November 17, 2017

Ghana’s public debt to GDP ratio which stood at 73% at December, 2016 has reduced to 68.3% as at September, 2017, Finance Minister, Ken Ofori-Atta has said.

The reduction according the Minister was as a result of prudent management of the economy which he said has lead to a decline in the country’s annual debt accumulation rate of 36% over the last four years to about 13.58% in just nine months since the New Patriotic Party Government to over the economy.

Mr Ofori Atta disclosed these on the floor of Parliament when he presented the Budget statement and Economic policy of Government for the 2018 financial year on Wednesday, 2017 on the theme ‘’Putting Ghana back to work’’.

On the macroeconomic performance of the economy, the Minister stated that the overall GDP which grew by 7.8% as of June against 2.7 % in the same period of 2016 is estimated to grow by 7.9% by end of 2017, up from the original forecast of 6.3%.

“Overall real GDP grew by 7.8 percent as of June against 2.7 percent in same period 2016. It is estimated to grow by 7.9 percent at end of 2017, up from the original forecast of 6.3 percent” he indicated.

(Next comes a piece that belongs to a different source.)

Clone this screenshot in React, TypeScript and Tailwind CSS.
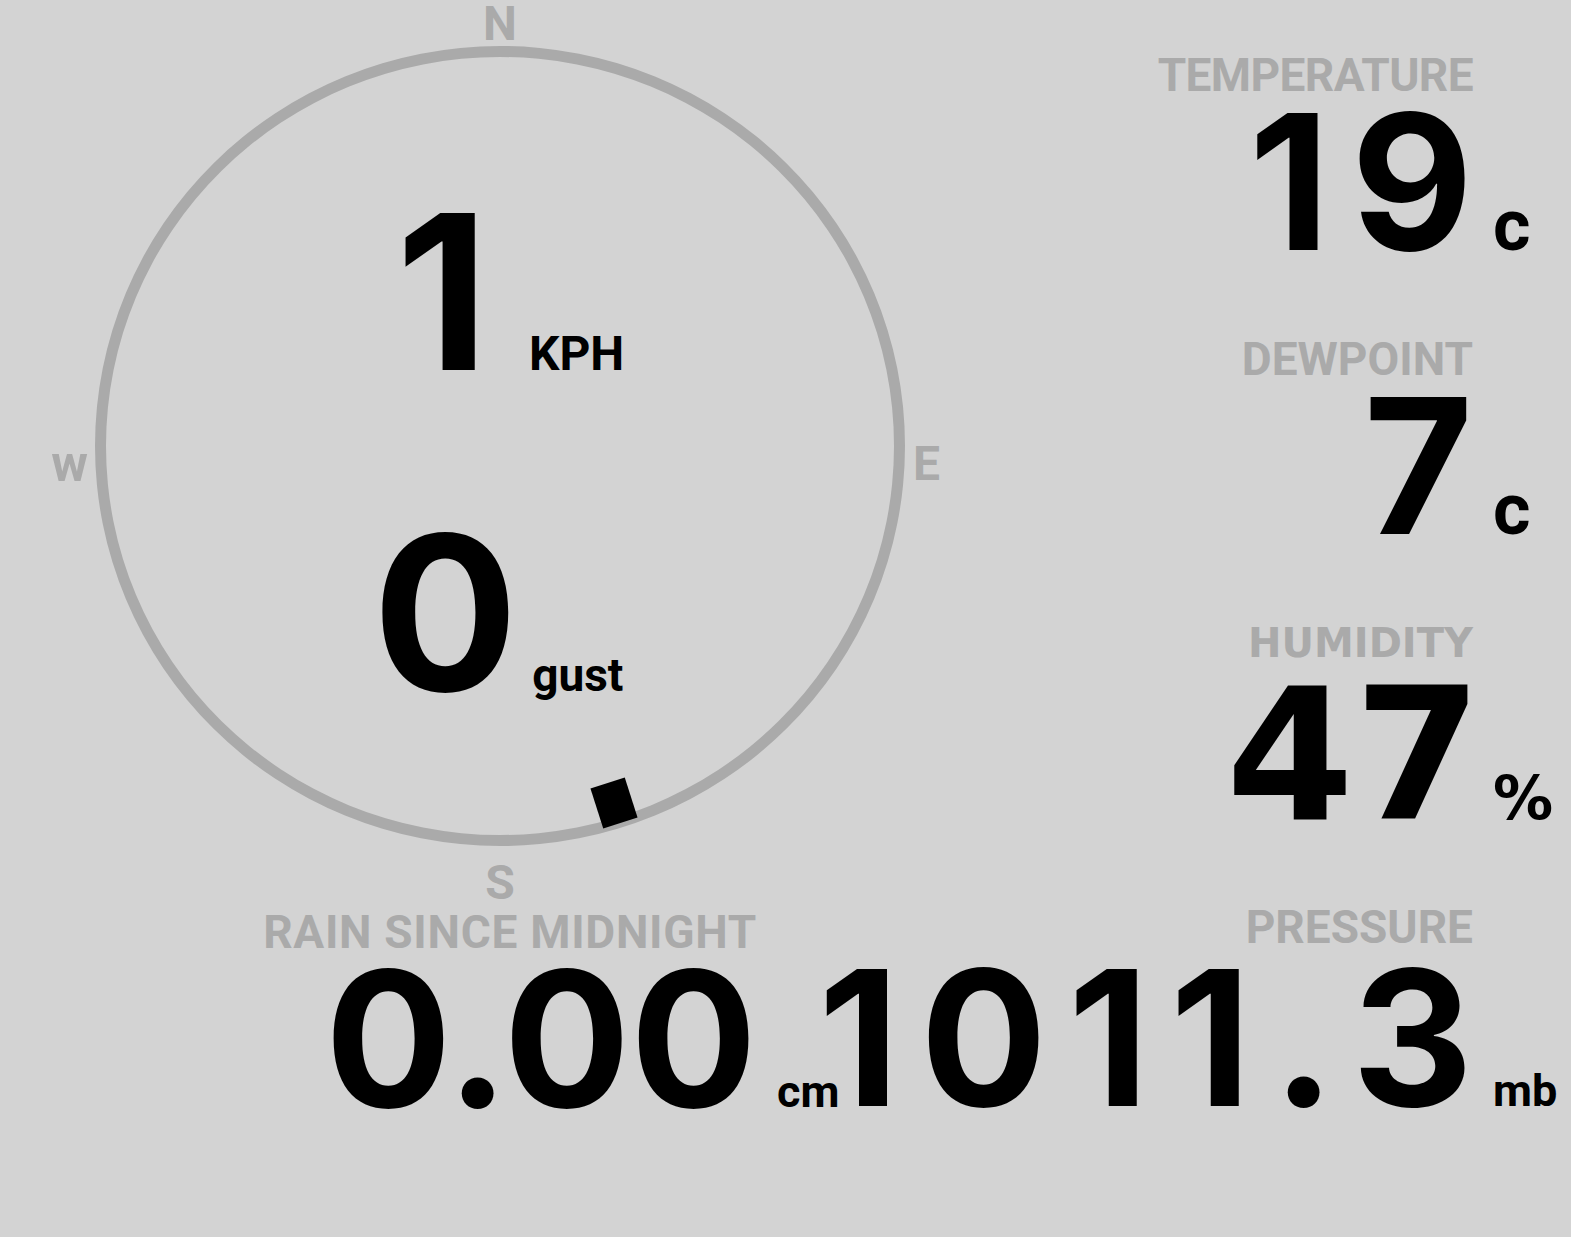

Non oil GDP is expected to record a 4.8 percentage growth by close of the year, 2017.

Ghana’s industry is estimated to grow by some 17.7% at the end of 2017, making it the best performing sector of the economy largely due to increased production in the petroleum upstream.

Agriculture and services sectors are also projected to grow by 4.3% and 4.7% respectively by the end of the year.

He also announced cuts in electricity tariffs with residential reduced to 13percent, special load tariff-low voltage also reduced to 13percent.

Mr Ofori Atta was full of confident that President Nana Addo Dankwa Akufo-Addo’s government will end the fiscal year with a better fiscal deficit of 6.3% lower than the target of 6.5% set in the 2017 budget because it is on course as compared to the previous administration.

“I’m glad to report that we are well on course to end the year on a fiscal deficit of 6.3 percent from 9.4% in 2016” he said.

The Finance Minister assured of government’s resolve to be fiscally disciplined and remain within the limits set by Parliament.

“Mr. Speaker, we as a government will end the year with a deficit which is likely to be lower than what was approved by this house.

This I believe is going to be the second time in a decade that government has managed to stay within its budget deficit target” he assured.